Thoughts need to be in line with your increasing sense of relaxation. Therefore give yourself permission to relax. Repeat to yourself "there is no place I have to go now, nothing I need to do except fully experience the sense of peace and relaxation I am fully entitled to." Sometimes unwanted or tension inducing thoughts may come into your awareness "I can't, I should, I shouldn't, or this is stupid, or not working." If they do close your eyes if you haven't already and imagine these worries are written on a chalkboard across the back of our eyelids. As they appear just wipe them away as you would clean a blackboard of old, outdated or no longer needed information. If they persist, vague yet partially visible on your mental blackboard, then clean them off with a damp cloth and refocus your attention on the increasing feeling of total relaxation with every cycle of breathing in then out. With each exhale allow and feel our muscles relaxing down more and more comfortably. Gradually gaining more and more control over your body and your increasing ability to relax. Your attention is becoming focused more and more on the sound and temperature of our breathing and the increased feeling of total relaxation and comfort.

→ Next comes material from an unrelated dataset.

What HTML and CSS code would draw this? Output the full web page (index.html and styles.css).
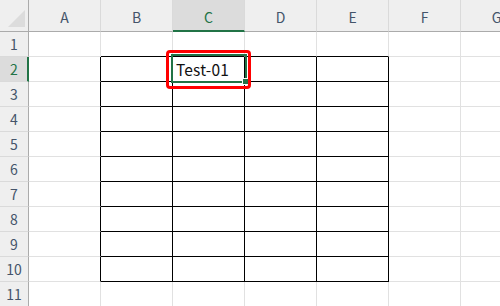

Muscles are focused on once more with either of two approaches. If you are an "active" person begin tensing then relaxing each muscle group in your body. Begin by tensing and releasing the muscles in your forehead (frowning). Now clench and unclench your teeth. Next, slowly ensure your neck, then add your shoulders, raise your arms and tense your biceps finally clenching your fists. Now unclench and relax your fists, relax and lower your arms, now relaxing your shoulders and finally you’re unclenching your teeth and let the frown (or squint) fade away replaced by a nice smile. Now tighten your stomach, and your rear end, your thighs, now calves and curl up your toes to tighten the muscles in your feet. Very good, now release the tension in your feet, calves, thighs, rear end, and stomach. Take a full deep breath in and out relaxing your whole body. Now you can put it all together and start with either your feet or your forehead and tighten in-sequence all your muscles as if you were pulling a string tight that connected your feet through your spine to the top of your head. Start tensing after you exhale so you can slowly inhale as you gradually tense one muscle after another. Now as you release the tension also slowly exhale. You will feel more relaxed, muscles (your whole body) resting comfortably continuing to take slow, full breaths. As you went through your body you may have noticed that a particular muscle group tends to hold tension for you. Often you will notice this same muscle group is the one that now feels tingly or even slightly uncomfortable. This may mean this area has been holding stress feelings for so long normal is tense or tight. With your increased self-control over your body and greater ability to tense and relax each muscle group individually, now allow that area some additional time, tensing and relaxing, breathing in then out. If you are a more "easy going" person or have a painful condition in your body then you can also focus on each muscle group, but without the tension skills described above. It may be more helpful for you to gradually gain increased self/muscle control by "allowing" each muscle to "relax more and more deeply." Imagine, for instance you are in a warm bubble bath (better yet go get in one) and feel each muscle group from your forehead to your feet slowly uncoiling, relaxing more and more in the warm gentle water. Continue to breath slowly and fully, relaxing and unwinding more and more.
Imagery is often a very helpful next step and I gave you an example by imagining you were in a warm bath in the section above. The key or skill necessary here is to use all of your senses in the scene or picture you choose. For the active person you may see yourself on a hike climbing higher and higher, with problems and anxieties falling far behind you. On your climb you are rising above the problems of every day, gaining a broader perspective on them, or truly allowing them to fall behind while you focus ahead. You can feel the increasing power in your legs and the excitement of your climb. You can smell the pine trees, see the soft clouds in the beautiful blue sky, taste the perspiration as you taste the growing sense of freedom with every step, hear the sound of the triumphant eagles cry! Let yourself more and more fully actually be there. Use any scene or actual experience that helps you feel more relaxed, at peace and unrushed. The easy-going relaxer can see themselves drifting quietly and slowly on a raft in the jade/blue lagoon of their own beautiful, private, tropical island. You can hear the light breeze rustle the palm trees, smell the salt air, taste your favorite tropical drink, and feel the gentle swaying of your raft slowly rocking you to a deeper and deeper sense of relaxation and feel the warm sun slowly melting away muscle tension as if each area was a knotted rope slowly uncoiling relaxed and free. Again, use any imaginary scene or actual experience so you can fully participate and use all of your senses to gain the most satisfying relaxation experience. This is an extremely powerful and effective skill for many people; however, some of you may not be strong visualizers. Evan so, you may find one of your senses can help you more fully experience the scene you are focusing on, like the smell of pine trees during your favorite childhood family vacation.